Seifert-Sibley do recognise the growth of what they disparagingly refer to as the “ultra-left”, and there are various side-swipes at the CP’s critics, but no serious analysis. Thus they respond to some rather intemperate remarks made by Des Warren when he was a member of the Workers Revolutionary Party [194], but there is no mention of the much more serious critique developed in Dave Harker’s book The Flying Pickets [2008].

The authors respond with indignation to Chris Harman’s claim that Ramelson was involved in shooting anarchists and Trotskyists in Spain, pointing out that he was still in a training camp at the time [338]. But from their other comments on Spain it is quite clear that if Ramelson [who hated the ultra-left on the basis of his Spanish experiences [336] ] had been told to do so, he would quite willingly have taken part in the repression.

There is a good deal of useful information in the book, providing the reader is careful and checks dates. The opening section, taking Ramelson from Ukraine to Canada, Palestine and Spain, is of some interest. There is also one good joke. When Ramelson [himself an anti-Zionist Jew] stood in an election in a Jewish area of Leeds against Labour MP Alice Bacon, he suggested the slogan: “Don’t vote for Bacon –Vote Kosher – Vote Ramelson”.

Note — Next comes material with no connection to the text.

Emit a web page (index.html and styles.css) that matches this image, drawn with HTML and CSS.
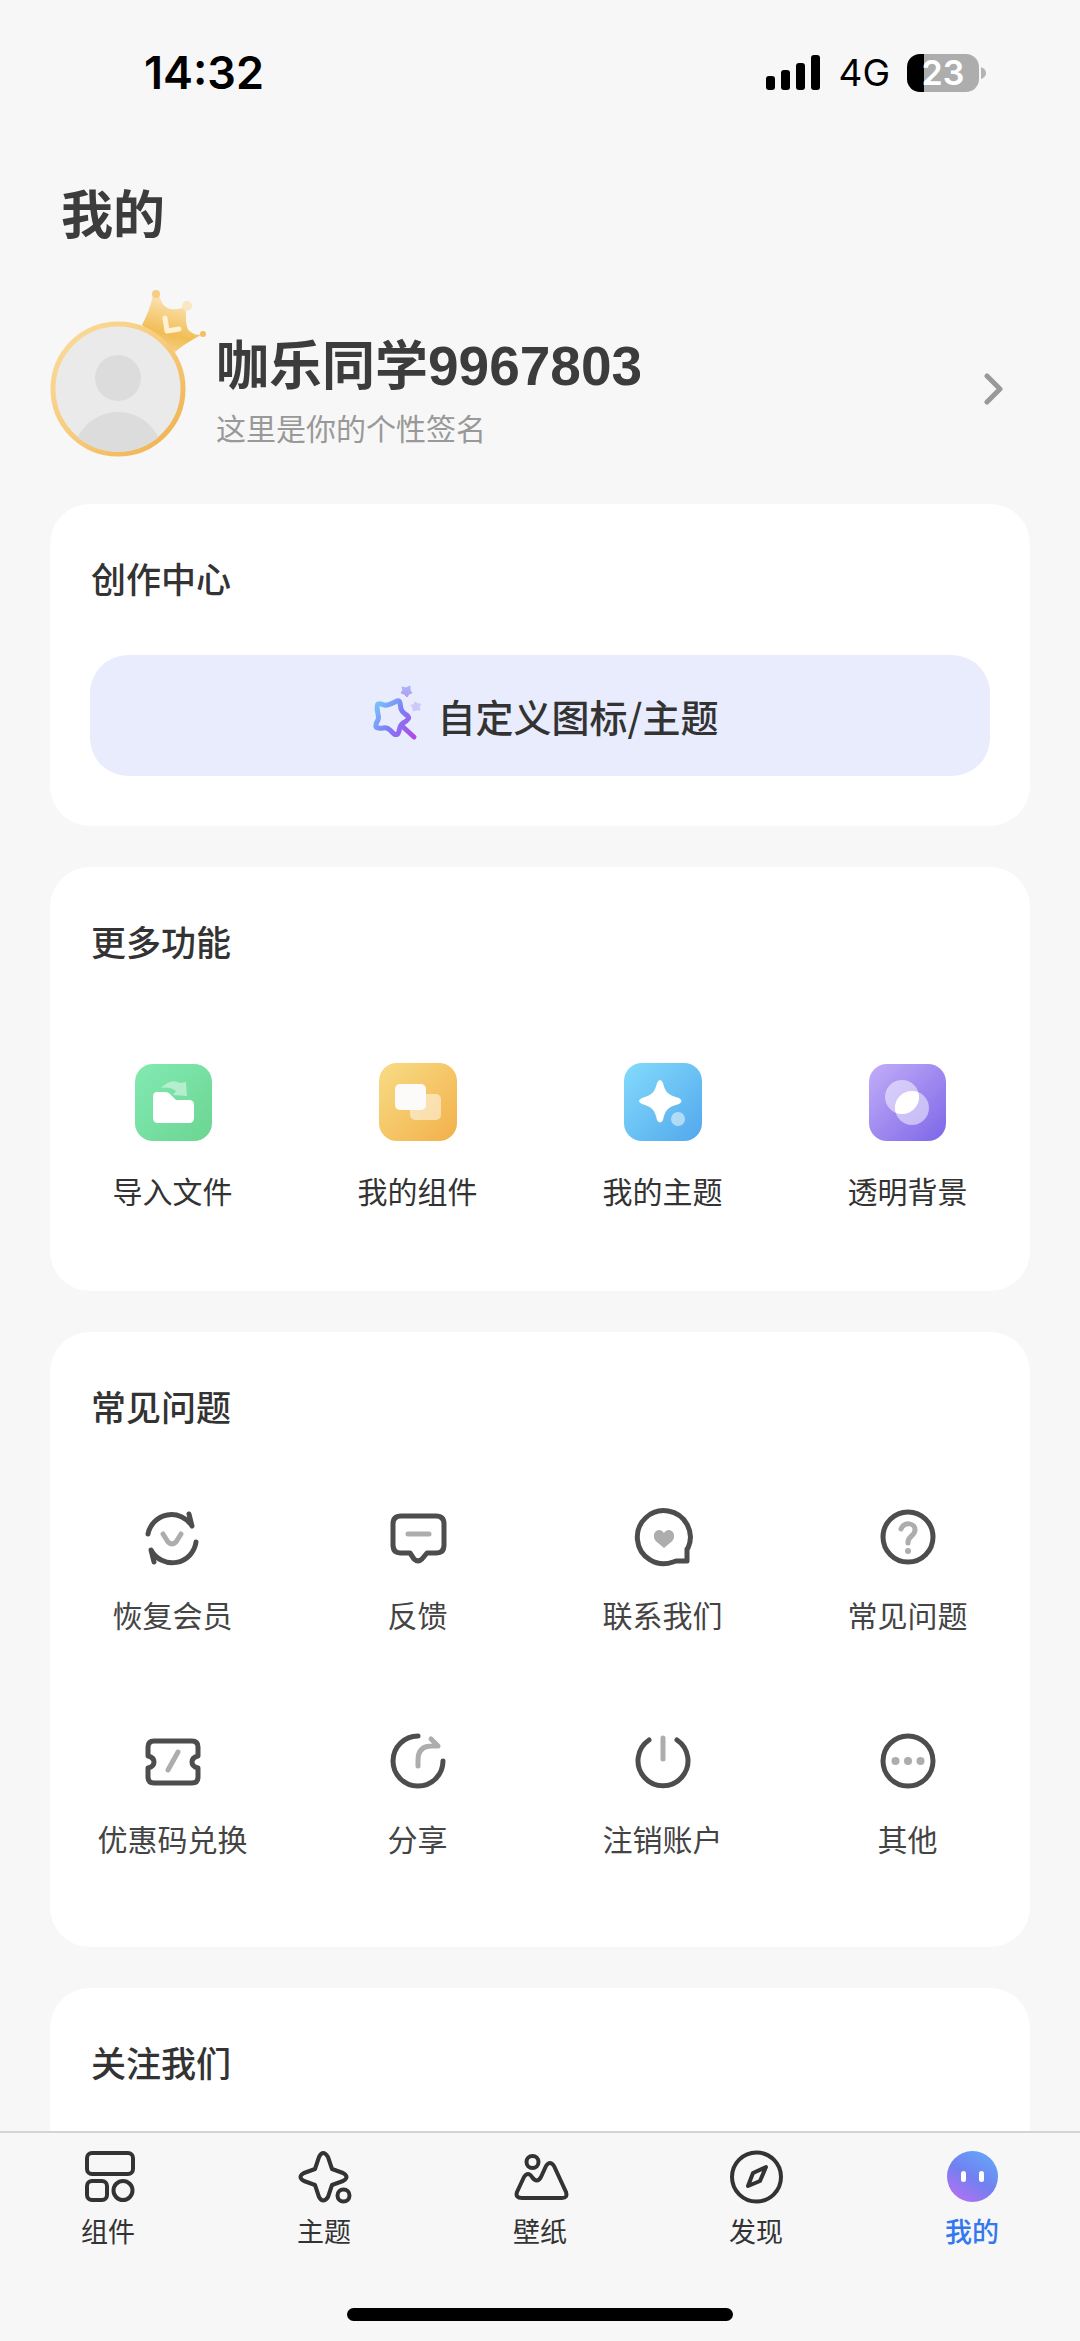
FILE: index.html
```html
<!DOCTYPE html>
<html lang="zh-CN">
<head>
<meta charset="utf-8">
<meta name="viewport" content="width=device-width, initial-scale=1">
<title>我的</title>
<link rel="stylesheet" href="styles.css">
</head>
<body>
<div class="status">
  <span class="time">14:32</span>
  <div class="status-right">
    <svg class="signal" viewBox="0 0 55 36" aria-hidden="true"><rect y="21" width="9" height="14" rx="3"/><rect x="15" y="15" width="9" height="20" rx="3"/><rect x="30" y="8" width="9" height="27" rx="3"/><rect x="45" width="9" height="35" rx="3"/></svg>
    <span class="network">4G</span>
    <div class="battery"><span class="battery-level">23</span></div>
    <svg class="battery-cap" viewBox="0 0 5 12" aria-hidden="true"><path d="M0 0Q5 2 5 6T0 12z"/></svg>
  </div>
</div>

<main class="content">
  <h1 class="page-title">我的</h1>

  <a class="profile" href="#profile">
    <svg class="avatar" viewBox="0 0 158 168" aria-hidden="true">
      <defs>
        <linearGradient id="ring" x1="0" y1="0" x2="1" y2="1"><stop offset="0" stop-color="#f9dc9f"/><stop offset=".5" stop-color="#f7cb7b"/><stop offset="1" stop-color="#efae4c"/></linearGradient>
        <linearGradient id="crown" x1=".65" y1="0" x2=".4" y2="1"><stop offset="0" stop-color="#fcebcb"/><stop offset=".3" stop-color="#f8d692"/><stop offset=".7" stop-color="#f1bd55"/><stop offset="1" stop-color="#f6d188"/></linearGradient>
        <clipPath id="face"><circle cx="68" cy="99" r="63"/></clipPath>
      </defs>
      <path d="M92 35Q100 20 103 5L109 5Q112 17 120 19Q127 20 132 18L136 20Q135 40 141 42Q144 45 151 45Q134 54 125 62z" fill="url(#crown)"/>
      <circle cx="106" cy="4" r="4" fill="#f6cd84"/><circle cx="137" cy="16" r="5" fill="#fbe6c2"/><circle cx="153" cy="44" r="3" fill="#f2c063"/>
      <path d="M115 28L117 41L129 39" fill="none" stroke="#fff1d4" stroke-width="5" stroke-linecap="round" stroke-linejoin="round"/>
      <circle cx="68" cy="99" r="65" fill="#eaeaea" stroke="url(#ring)" stroke-width="5"/>
      <g fill="#dcdcdc" clip-path="url(#face)"><circle cx="68" cy="88" r="23"/><circle cx="68" cy="167" r="45"/></g>
    </svg>
    <div class="profile-text">
      <span class="profile-name">咖乐同学<span class="digits">9967803</span></span>
      <span class="profile-bio">这里是你的个性签名</span>
    </div>
    <svg class="chevron" viewBox="0 0 20 32" aria-hidden="true"><path d="M3 3L16 16L3 29"/></svg>
  </a>

  <section class="card card-create">
    <h2 class="card-title">创作中心</h2>
    <button class="custom" type="button">
      <svg class="wand" viewBox="-8 0 64 64" aria-hidden="true">
        <defs>
          <linearGradient id="wand" gradientUnits="userSpaceOnUse" x1="4" y1="22" x2="44" y2="52"><stop offset="0" stop-color="#78c4fb"/><stop offset=".5" stop-color="#7d7df5"/><stop offset="1" stop-color="#b04ae8"/></linearGradient>
          <linearGradient id="spark" x1="0" y1="0" x2="0" y2="1"><stop offset="0" stop-color="#a5b7f8"/><stop offset="1" stop-color="#b79af2"/></linearGradient>
        </defs>
        <path d="M25 18Q29 15 30 19L31 25Q32 28 35 30Q40 33 38 35Q37 37 33 39Q30 41 29 47Q28 52 24 50L20 46Q17 43 13 44Q5 45 6 41Q6 39 8 36Q9 34 8 30Q6 21 8 20Q10 19 14 21Q17 22 25 18z" fill="none" stroke="url(#wand)" stroke-width="5" stroke-linejoin="round"/>
        <path d="M32 42L44 53" stroke="url(#wand)" stroke-width="5" stroke-linecap="round"/>
        <path d="M32 3L36 4L40 2L40 6L42 9L39 10L37 13L34 10L31 9L33 6z" fill="url(#spark)" stroke="url(#spark)" stroke-width="1" stroke-linejoin="round"/>
        <path d="M45 18L48 20L51 20L49 23L50 26L46 26L43 27L43 24L41 21L44 21z" fill="#cfc7fa" stroke="#cfc7fa" stroke-width="1" stroke-linejoin="round"/>
      </svg>
      <span>自定义图标/主题</span>
    </button>
  </section>

  <section class="card card-more">
    <h2 class="card-title">更多功能</h2>
    <div class="grid">
      <a class="item item-tile" href="#import"><svg class="tile" viewBox="0 0 78 78" aria-hidden="true"><defs><linearGradient id="g1" x1="0" y1="0" x2="1" y2="1"><stop offset="0" stop-color="#82eab2"/><stop offset="1" stop-color="#6bd592"/></linearGradient></defs><rect x="1" y="1" width="77" height="77" rx="18" fill="url(#g1)"/><path d="M27 25Q37 15 46 20L52 19L53 33L39 32L42 28Q36 23 27 25z" fill="#fff" fill-opacity=".45"/><path d="M23 29H31Q34 29 36 31L42 37H55Q60 37 60 42V55Q60 60 55 60H24Q19 60 19 55V34Q19 29 23 29z" fill="#fff"/></svg><span>导入文件</span></a>
      <a class="item item-tile" href="#widgets"><svg class="tile" viewBox="0 0 78 78" aria-hidden="true"><defs><linearGradient id="g2" x1="0" y1="0" x2="1" y2="1"><stop offset="0" stop-color="#f8dc85"/><stop offset="1" stop-color="#f2b04a"/></linearGradient></defs><rect width="78" height="78" rx="18" fill="url(#g2)"/><rect x="31" y="31" width="31" height="26" rx="5" fill="#fff" fill-opacity=".5"/><rect x="16" y="21" width="31" height="26" rx="5" fill="#fdfbfa"/></svg><span>我的组件</span></a>
      <a class="item item-tile" href="#themes"><svg class="tile" viewBox="0 0 78 78" aria-hidden="true"><defs><linearGradient id="g3" x1="0" y1="0" x2="1" y2="1"><stop offset="0" stop-color="#83dbfc"/><stop offset="1" stop-color="#52a8ec"/></linearGradient></defs><rect width="78" height="78" rx="18" fill="url(#g3)"/><path d="M33 20Q36 14 39 20C41 28 43 32 55 35Q60 38 55 41C43 44 41 48 39 57Q36 62 33 57C31 48 29 44 18 41Q12 38 18 35C29 32 31 28 33 20z" fill="#fff"/><circle cx="54" cy="56" r="7" fill="#fff" fill-opacity=".5"/></svg><span>我的主题</span></a>
      <a class="item item-tile" href="#transparent"><svg class="tile" viewBox="0 0 78 78" aria-hidden="true"><defs><linearGradient id="g4" x1="0" y1="0" x2="1" y2="1"><stop offset="0" stop-color="#c2aef8"/><stop offset="1" stop-color="#7d66e8"/></linearGradient><clipPath id="lens"><circle cx="33" cy="34" r="17"/></clipPath></defs><rect y="1" width="77" height="77" rx="18" fill="url(#g4)"/><circle cx="33" cy="34" r="17" fill="#fff" fill-opacity=".5"/><circle cx="43" cy="45" r="17" fill="#fff" fill-opacity=".5"/><circle cx="43" cy="45" r="17" fill="#fff" clip-path="url(#lens)"/></svg><span>透明背景</span></a>
    </div>
  </section>

  <section class="card card-faq">
    <h2 class="card-title">常见问题</h2>
    <div class="grid">
      <a class="item" href="#restore"><svg class="line" viewBox="0 0 64 64" aria-hidden="true"><path d="M7 29A24 24 0 0 1 51 21L48 9M55 37A24 24 0 0 1 10 45L13 57"/><path class="soft" d="M22 29L27 37Q31 41 35 37L40 29"/></svg><span>恢复会员</span></a>
      <a class="item" href="#feedback"><svg class="line" viewBox="0 0 64 64" aria-hidden="true"><path d="M15 11H50Q58 11 58 19V40Q58 48 50 48H41L36 54Q32 58 28 54L24 48H15Q7 48 7 40V19Q7 11 15 11z"/><path class="soft" d="M22 29H43"/></svg><span>反馈</span></a>
      <a class="item" href="#contact"><svg class="line" viewBox="0 0 64 64" aria-hidden="true"><path d="M56 44V56H45L42 57A26.500 26.500 0 1 1 57 43z"/><path class="soft-fill" d="M33 28C29 22 22 26 23 32Q23 35 27 38L33 43L39 38Q43 35 43 32C44 26 37 22 33 28z"/></svg><span>联系我们</span></a>
      <a class="item" href="#questions"><svg class="line" viewBox="0 0 64 64" aria-hidden="true"><circle cx="32" cy="32" r="25"/><path class="soft" d="M25 24C28 17 39 17 39 25C39 31 32 31 32 37V38"/><circle class="soft-fill" cx="32" cy="46" r="3"/></svg><span>常见问题</span></a>
      <a class="item" href="#redeem"><svg class="line" viewBox="0 0 64 64" aria-hidden="true"><path d="M13 12H51Q57 12 57 18V27C49 29 49 37 57 39V48Q57 54 51 54H13Q7 54 7 48V39C15 37 15 29 7 27V18Q7 12 13 12z"/><path class="soft" d="M37 23L27 41"/></svg><span>优惠码兑换</span></a>
      <a class="item" href="#share"><svg class="line" viewBox="0 0 64 64" aria-hidden="true"><path d="M32 7A25 25 0 1 0 57 32"/><path class="soft" d="M32 37V31Q32 17 46 17H52L45 10"/></svg><span>分享</span></a>
      <a class="item" href="#close-account"><svg class="line" viewBox="0 0 64 64" aria-hidden="true"><path d="M18 11A25 25 0 1 0 46 11"/><path class="soft" d="M32 9V30"/></svg><span>注销账户</span></a>
      <a class="item" href="#other"><svg class="line" viewBox="0 0 64 64" aria-hidden="true"><circle cx="32" cy="32" r="25"/><g class="soft-fill"><circle cx="19.500" cy="32" r="4"/><circle cx="32" cy="32" r="4"/><circle cx="44.500" cy="32" r="4"/></g></svg><span>其他</span></a>
    </div>
  </section>

  <section class="card card-follow">
    <h2 class="card-title">关注我们</h2>
  </section>
</main>

<nav class="tabs">
  <div class="tab-row">
    <a class="tab" href="#tab-widgets"><svg class="tab-icon" viewBox="0 0 60 60" aria-hidden="true"><rect x="9" y="6" width="46" height="21" rx="5"/><rect x="9" y="34" width="20" height="19" rx="5"/><circle cx="45" cy="43.500" r="9.500"/></svg><span>组件</span></a>
    <a class="tab" href="#tab-themes"><svg class="tab-icon" viewBox="0 0 60 60" aria-hidden="true"><path d="M25 10Q29 2 34 10L38 22L49 26Q56 30 49 34L38 38L34 50Q29 57 25 50L21 38L10 34Q3 30 10 26L21 22z"/><circle cx="49.500" cy="48.500" r="6"/></svg><span>主题</span></a>
    <a class="tab" href="#tab-wallpapers"><svg class="tab-icon" viewBox="0 0 60 60" aria-hidden="true"><circle cx="22.500" cy="15" r="6"/><path d="M7 45L14 30Q18 24 22 30Q27 37 31 30L36 19Q40 13 44 19L56 45Q58 51 52 51H12Q5 51 7 45z"/></svg><span>壁纸</span></a>
    <a class="tab" href="#tab-discover"><svg class="tab-icon" viewBox="0 0 60 60" aria-hidden="true"><circle cx="30.500" cy="30" r="24.500"/><path d="M40 20L34 34L22 39L27 26z"/></svg><span>发现</span></a>
    <a class="tab tab-active" href="#tab-mine" aria-current="page"><svg class="tab-icon" viewBox="0 0 60 60" aria-hidden="true"><defs><linearGradient id="mine" x1=".2" y1="1" x2=".8" y2=".05"><stop offset="0" stop-color="#b670f2"/><stop offset=".5" stop-color="#7280f0"/><stop offset="1" stop-color="#64a4f8"/></linearGradient></defs><g stroke="none"><circle cx="30.500" cy="29.500" r="25.500" fill="url(#mine)"/><rect x="19" y="24" width="5" height="11" rx="2.500" fill="#fff"/><rect x="37" y="24" width="5" height="11" rx="2.500" fill="#fff"/></g></svg><span>我的</span></a>
  </div>
  <div class="home-bar"></div>
</nav>
</body>
</html>
```
FILE: styles.css
```css
* {
  box-sizing: border-box;
}

body {
  display: flex;
  flex-direction: column;
  height: 100vh;
  margin: 0;
  background: #f7f7f7;
  color: #333;
  font-family: "Noto Sans CJK SC", sans-serif;
}

a {
  color: inherit;
  text-decoration: none;
}

h1,
h2 {
  margin: 0;
}

svg {
  display: block;
  flex: none;
}

/* Status bar */
.status {
  display: flex;
  flex: none;
  align-items: center;
  justify-content: space-between;
  height: 145px;
  padding: 0 94px 0 144px;
  color: #000;
  font-family: Inter, sans-serif;
}

.time {
  font-size: 45px;
  font-weight: 600;
}

.status-right {
  display: flex;
  align-items: center;
}

.signal {
  width: 55px;
  height: 36px;
}

.network {
  margin: 0 17px;
  font-size: 37px;
}

.battery {
  width: 72px;
  height: 38px;
  border-radius: 13px;
  background: linear-gradient(90deg, #000 17px, #adadad 17px);
  color: #fff;
  font-size: 34px;
  font-weight: 600;
  line-height: 38px;
  text-align: center;
}

.battery-cap {
  width: 5px;
  height: 12px;
  margin-left: 2px;
  fill: #b4b4b4;
}

/* Page */
.content {
  flex: 1;
  min-height: 0;
  padding: 37px 50px 0;
  overflow-y: auto;
  scrollbar-width: none;
}

.page-title {
  padding-left: 11px;
  color: #3c3c3c;
  font-size: 52px;
  font-weight: 700;
  line-height: 60px;
}

.profile {
  display: flex;
  align-items: center;
  margin: 48px 0 46px;
  padding-right: 26px;
}

.avatar {
  width: 158px;
  height: 168px;
}

.profile-text {
  display: flex;
  flex: 1;
  flex-direction: column;
  gap: 9px;
  padding: 29px 0 0 8px;
}

.profile-name {
  color: #3c3c3c;
  font-size: 53px;
  font-weight: 700;
  line-height: 64px;
}

.digits {
  font-family: "Liberation Sans", sans-serif;
  font-size: 55px;
}

.profile-bio {
  color: #999;
  font-size: 30px;
  line-height: 40px;
}

.chevron {
  width: 20px;
  height: 32px;
  margin-top: 30px;
  fill: none;
  stroke: #999;
  stroke-width: 5;
  stroke-linecap: round;
  stroke-linejoin: round;
}

/* Cards */
.card {
  margin-bottom: 41px;
  padding: 48px 0 50px;
  border-radius: 40px;
  background: #fff;
}

.card-title {
  padding: 0 41px;
  font-size: 35px;
  font-weight: 500;
  line-height: 52px;
}

.custom {
  display: flex;
  align-items: center;
  justify-content: center;
  gap: 12px;
  width: calc(100% - 80px);
  height: 121px;
  margin: 51px 40px 0;
  padding: 0;
  border: 0;
  border-radius: 38px;
  background: #e8ecfd;
  color: #333;
  font-family: inherit;
  font-size: 38px;
  font-weight: 500;
}

.wand {
  width: 64px;
  height: 64px;
}

.card-more {
  padding-bottom: 80px;
}

.card-more .grid {
  margin-top: 96px;
}

.card-faq {
  padding-bottom: 88px;
}

.card-faq .grid {
  margin-top: 73px;
}

.card-follow {
  padding-bottom: 120px;
}

.grid {
  display: grid;
  grid-template-columns: repeat(4, 1fr);
  row-gap: 94px;
}

.item {
  display: flex;
  flex-direction: column;
  align-items: center;
  gap: 24px;
  color: #444;
  font-size: 30px;
  line-height: 42px;
}

.item-tile {
  gap: 28px;
  color: #333;
}

.tile {
  width: 78px;
  height: 78px;
}

.line {
  width: 64px;
  height: 64px;
  fill: none;
  stroke: #4d4d4d;
  stroke-width: 5;
  stroke-linecap: round;
  stroke-linejoin: round;
}

.soft {
  stroke: #adadad;
}

.soft-fill {
  fill: #adadad;
  stroke: none;
}

/* Bottom tabs */
.tabs {
  flex: none;
  padding: 14px 0 20px;
  border-top: 2px solid #d4d4d4;
}

.tab-row {
  display: grid;
  grid-template-columns: repeat(5, 1fr);
}

.tab {
  display: flex;
  flex-direction: column;
  align-items: center;
  gap: 5px;
  font-size: 27px;
  line-height: 38px;
}

.tab-icon {
  width: 60px;
  height: 60px;
  fill: none;
  stroke: #333;
  stroke-width: 4;
  stroke-linejoin: round;
}

.tab-active {
  color: #3478f0;
  font-weight: 500;
}

.home-bar {
  width: 386px;
  height: 13px;
  margin: 58px auto 0;
  border-radius: 7px;
  background: #000;
}
```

In his preface Rodney Bickerstaffe states that the book will be useful because Ramelson “helped to develop a mass movement based on organised workers that was strong enough to block anti-union legislation and protect workers’ rights. We badly need another such movement today… Much can be learnt about how to build this movement from studying Bert’s life”.

There are lessons to be learned here – but not those that the authors intended.